Na Síria, os EUA chegaram a retirar grupos afiliados à
Al-Qaeda da lista de organizações terroristas, com o objetivo de utilizá-los
como peças no tabuleiro contra o governo de Bashar al-Assad e contra o Irã.
Tudo faz parte de uma agenda de longa duração, que atravessa governos
democratas e republicanos.
Entre ilusões e hegemonia
A política externa dos EUA, segundo Berletic, opera sob a
lógica da hegemonia a qualquer custo. Enquanto isso, a polarização interna
entre democratas e republicanos serve para distrair a opinião pública. A
verdade é que ambos os partidos seguem a mesma agenda geoestratégica, com
variações cosméticas de linguagem e método.
O que está em jogo não é apenas a guerra na Ucrânia, mas o
futuro da ordem internacional: a contenção da China, o enfraquecimento do Irã,
o cerco à Rússia — e, talvez no futuro-presente, o Brasil na América do Sul.

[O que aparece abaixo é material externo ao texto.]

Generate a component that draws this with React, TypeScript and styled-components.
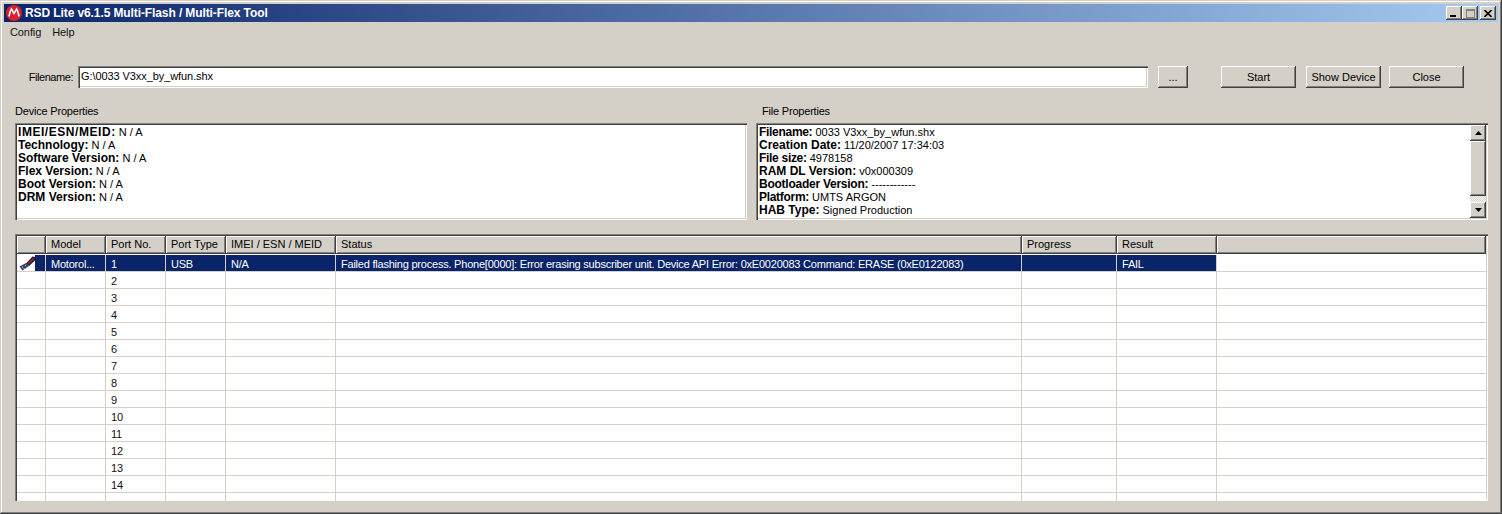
import styled, { createGlobalStyle, css } from "styled-components"

const GlobalStyle = createGlobalStyle`
  html, body {
    margin: 0;
    padding: 0;
    height: 100%;
    overflow: hidden;
    background: #d4d0c8;
  }
  * {
    box-sizing: border-box;
  }
`

const raised = css`
  box-shadow: inset -1px -1px 0 #404040, inset 1px 1px 0 #fff, inset -2px -2px 0 #808080;
`

const sunken = css`
  box-shadow: inset 1px 1px 0 #808080, inset 2px 2px 0 #404040, inset -1px -1px 0 #fff, inset -2px -2px 0 #d4d0c8;
`

const COLUMNS = "29px 60px 60px 60px 110px 686px 95px 100px 1fr"

const Window = styled.div`
  width: 1502px;
  height: 514px;
  padding: 4px;
  background: #d4d0c8;
  box-shadow: inset -1px -1px 0 #404040, inset 1px 1px 0 #d4d0c8, inset -2px -2px 0 #808080, inset 2px 2px 0 #fff;
  font-family: "Liberation Sans", Arial, sans-serif;
  font-size: 11px;
  color: #000;
  display: flex;
  flex-direction: column;
`

const TitleBar = styled.div`
  height: 18px;
  flex: none;
  display: flex;
  align-items: center;
  padding: 0 2px;
  gap: 3px;
  background: linear-gradient(90deg, #0a246a, #a6caf0);
`

const TitleText = styled.div`
  flex: 1;
  color: #fff;
  font-size: 12px;
  font-weight: bold;
  letter-spacing: -0.1px;
  white-space: nowrap;
`

const WinButtons = styled.div`
  display: flex;
`

const WinButton = styled.div<{ $gap?: number }>`
  ${raised}
  width: 16px;
  height: 14px;
  margin-left: ${({ $gap }) => $gap ?? 0}px;
  background: #d4d0c8;
  display: flex;
  align-items: center;
  justify-content: center;
`

const MenuBar = styled.div`
  height: 20px;
  flex: none;
  display: flex;
  align-items: center;
  gap: 11px;
  padding-left: 6px;
  color: #111;
  letter-spacing: -0.1px;
`

const FileRow = styled.div`
  height: 22px;
  margin-top: 24px;
  flex: none;
  display: flex;
  align-items: center;
`

const FileLabel = styled.div`
  width: 74px;
  padding: 0 5px 0 0;
  text-align: right;
  letter-spacing: -0.45px;
`

const FileInput = styled.div`
  ${sunken}
  width: 1070px;
  height: 22px;
  background: #fff;
  display: flex;
  align-items: center;
  padding: 0 0 2px 3px;
  letter-spacing: -0.08px;
`

const PushButton = styled.div<{ $width: number; $gap: number }>`
  ${raised}
  width: ${({ $width }) => $width}px;
  margin-left: ${({ $gap }) => $gap}px;
  height: 22px;
  flex: none;
  display: flex;
  align-items: center;
  justify-content: center;
  background: #d4d0c8;
`

const PropsSection = styled.div`
  display: flex;
  gap: 9px;
  margin: 16px 0 0 11px;
  flex: none;
`

const PropsGroup = styled.div<{ $width: number }>`
  width: ${({ $width }) => $width}px;
`

const PropsLabel = styled.div<{ $indent?: number }>`
  height: 13px;
  line-height: 15px;
  margin-bottom: 6px;
  padding-left: ${({ $indent }) => $indent ?? 0}px;
  letter-spacing: -0.2px;
`

const PropsBox = styled.div`
  ${sunken}
  height: 97px;
  background: #fff;
  padding: 3px 3px;
  display: flex;
  justify-content: space-between;
  overflow: hidden;
`

const PropsLine = styled.div<{ $spread?: number }>`
  height: 13px;
  line-height: 13px;
  white-space: nowrap;
  font-size: 11px;

  b {
    font-size: 12px;
    letter-spacing: ${({ $spread }) => $spread ?? 0}px;
  }
`

const ScrollBar = styled.div`
  width: 16px;
  flex: none;
  margin: -1px -1px -1px 0;
  display: flex;
  flex-direction: column;
`

const ScrollArrow = styled.div`
  ${raised}
  height: 16px;
  flex: none;
  background: #d4d0c8;
  display: flex;
  align-items: center;
  justify-content: center;
`

const ScrollThumb = styled.div`
  ${raised}
  height: 55px;
  flex: none;
  background: #d4d0c8;
`

const ScrollTrack = styled.div`
  flex: 1;
  background: repeating-conic-gradient(#fff 0 25%, #d4d0c8 0 50%) 0 0 / 2px 2px;
`

const Table = styled.div`
  ${sunken}
  height: 267px;
  margin: 14px 0 0 11px;
  width: 1473px;
  padding: 2px;
  background: #fff;
  overflow: hidden;
  flex: none;
`

const HeaderRow = styled.div`
  display: grid;
  grid-template-columns: ${COLUMNS};
  height: 18px;
  margin-bottom: 1px;
`

const HeaderCell = styled.div`
  ${raised}
  background: #d4d0c8;
  padding-left: 5px;
  line-height: 17px;
  white-space: nowrap;
`

const Row = styled.div`
  display: grid;
  grid-template-columns: ${COLUMNS};
  height: 17px;
  border-bottom: 1px solid #d4d0c8;
`

const Cell = styled.div<{ $selected?: boolean }>`
  padding: 1px 0 0 5px;
  line-height: 16px;
  letter-spacing: -0.22px;
  white-space: nowrap;
  overflow: hidden;
  border-right: 1px solid #d4d0c8;
  background: ${({ $selected }) => ($selected ? "#0a246a" : "#fff")};
  color: ${({ $selected }) => ($selected ? "#fff" : "#111")};
`

const FillerCell = styled.div`
  background: #fff;
`

const IconCell = styled.div<{ $selected?: boolean }>`
  border-right: 1px solid #d4d0c8;
  background: ${({ $selected }) => ($selected ? "linear-gradient(90deg, #fff 18px, #0a246a 18px)" : "#fff")};
  padding-left: 2px;
  display: flex;
  align-items: center;
`

const HEADERS = ["", "Model", "Port No.", "Port Type", "IMEI / ESN / MEID", "Status", "Progress", "Result", ""]

const DEVICE_PROPS: [string, string, number?][] = [
  ["IMEI/ESN/MEID:", "N / A", 0.55],
  ["Technology:", "N / A"],
  ["Software Version:", "N / A"],
  ["Flex Version:", "N / A"],
  ["Boot Version:", "N / A"],
  ["DRM Version:", "N / A"],
]

const FILE_PROPS: [string, string, number?][] = [
  ["Filename:", "0033 V3xx_by_wfun.shx", -0.3],
  ["Creation Date:", "11/20/2007 17:34:03"],
  ["File size:", "4978158", -0.3],
  ["RAM DL Version:", "v0x000309"],
  ["Bootloader Version:", "------------", -0.25],
  ["Platform:", "UMTS ARGON", -0.3],
  ["HAB Type:", "Signed Production"],
]

const STATUS =
  "Failed flashing process. Phone[0000]: Error erasing subscriber unit. Device API Error: 0xE0020083 Command: ERASE (0xE0122083)"

function MotoLogo() {
  return (
    <svg width="16" height="16" viewBox="0 0 16 16">
      <circle cx="8" cy="8" r="8" fill="#d8202c" />
      <path
        d="M3 11.5 C3.6 8 4.4 5.5 5.4 4 L8 8.5 L10.6 4 C11.6 5.5 12.4 8 13 11.5"
        fill="none"
        stroke="#fff"
        strokeWidth="1.5"
      />
    </svg>
  )
}

function UsbPlug() {
  return (
    <svg width="17" height="15" viewBox="0 0 17 15">
      <path d="M7 7.5 L13.5 0.5 L16.5 1 L16.5 4 L10 10 Z" fill="#1c1c28" />
      <path d="M8.5 7.5 L14 2 L15.5 2.5 L10 8 Z" fill="#b01f48" />
      <path d="M0.5 10.5 L7 7 L10 10 L3.5 14.5 Z" fill="#3a4468" />
      <path d="M3 11 h1 M6 9.5 h1 M4.5 12.5 h1" stroke="#c0c4d8" strokeWidth="1" />
    </svg>
  )
}

function Arrow({ up }: { up?: boolean }) {
  return (
    <svg width="7" height="4" viewBox="0 0 7 4">
      <path d={up ? "M3.5 0 L7 4 L0 4 Z" : "M0 0 L7 0 L3.5 4 Z"} fill="#000" />
    </svg>
  )
}

function PropLines({ items }: { items: [string, string, number?][] }) {
  return (
    <div>
      {items.map(([name, value, spread]) => (
        <PropsLine key={name} $spread={spread}>
          <b>{name}</b> {value}
        </PropsLine>
      ))}
    </div>
  )
}

export default function App() {
  const rows = Array.from({ length: 15 }, (_, i) => i + 1)

  return (
    <Window>
      <GlobalStyle />
      <TitleBar>
        <MotoLogo />
        <TitleText>RSD Lite v6.1.5 Multi-Flash / Multi-Flex Tool</TitleText>
        <WinButtons>
          <WinButton>
            <svg width="8" height="8" viewBox="0 0 8 8">
              <rect x="0" y="6" width="6" height="2" fill="#000" />
            </svg>
          </WinButton>
          <WinButton>
            <svg width="9" height="9" viewBox="0 0 9 9">
              <rect x="0.5" y="0.5" width="8" height="8" fill="none" stroke="#808080" />
              <rect x="0" y="0" width="9" height="2" fill="#808080" />
            </svg>
          </WinButton>
          <WinButton $gap={2}>
            <svg width="8" height="7" viewBox="0 0 8 7">
              <path d="M0.5 0 L7.5 7 M7.5 0 L0.5 7" stroke="#000" strokeWidth="1.6" />
            </svg>
          </WinButton>
        </WinButtons>
      </TitleBar>

      <MenuBar>
        <span>Config</span>
        <span>Help</span>
      </MenuBar>

      <FileRow>
        <FileLabel>Filename:</FileLabel>
        <FileInput>G:\0033 V3xx_by_wfun.shx</FileInput>
        <PushButton $width={30} $gap={10}>...</PushButton>
        <PushButton $width={75} $gap={33}>Start</PushButton>
        <PushButton $width={75} $gap={10}>Show Device</PushButton>
        <PushButton $width={75} $gap={8}>Close</PushButton>
      </FileRow>

      <PropsSection>
        <PropsGroup $width={732}>
          <PropsLabel>Device Properties</PropsLabel>
          <PropsBox>
            <PropLines items={DEVICE_PROPS} />
          </PropsBox>
        </PropsGroup>
        <PropsGroup $width={732}>
          <PropsLabel $indent={6}>File Properties</PropsLabel>
          <PropsBox>
            <PropLines items={FILE_PROPS} />
            <ScrollBar>
              <ScrollArrow><Arrow up /></ScrollArrow>
              <ScrollThumb />
              <ScrollTrack />
              <ScrollArrow><Arrow /></ScrollArrow>
            </ScrollBar>
          </PropsBox>
        </PropsGroup>
      </PropsSection>

      <Table>
        <HeaderRow>
          {HEADERS.map((h, i) => (
            <HeaderCell key={i}>{h}</HeaderCell>
          ))}
        </HeaderRow>
        {rows.map((n) => {
          const sel = n === 1
          return (
            <Row key={n}>
              <IconCell $selected={sel}>{sel && <UsbPlug />}</IconCell>
              <Cell $selected={sel}>{sel && "Motorol..."}</Cell>
              <Cell $selected={sel}>{n <= 14 && n}</Cell>
              <Cell $selected={sel}>{sel && "USB"}</Cell>
              <Cell $selected={sel}>{sel && "N/A"}</Cell>
              <Cell $selected={sel}>{sel && STATUS}</Cell>
              <Cell $selected={sel} />
              <Cell $selected={sel}>{sel && "FAIL"}</Cell>
              <FillerCell />
            </Row>
          )
        })}
      </Table>
    </Window>
  )
}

Conclusão: por trás das promessas, o império
Ao final da conversa, Glenn Greenwald destaca sua surpresa
com a facilidade com que os EUA capturaram a Europa e a Ucrânia. A crítica é
contundente: os EUA decidem quem governa, o que deve ser feito, quem deve ser
derrubado. A promessa de paz é sempre uma cortina de fumaça para preparar a
próxima guerra. O discurso muda, mas a agenda permanece. A guerra na Ucrânia é mais
uma peça nesse quebra-cabeça de dominação global.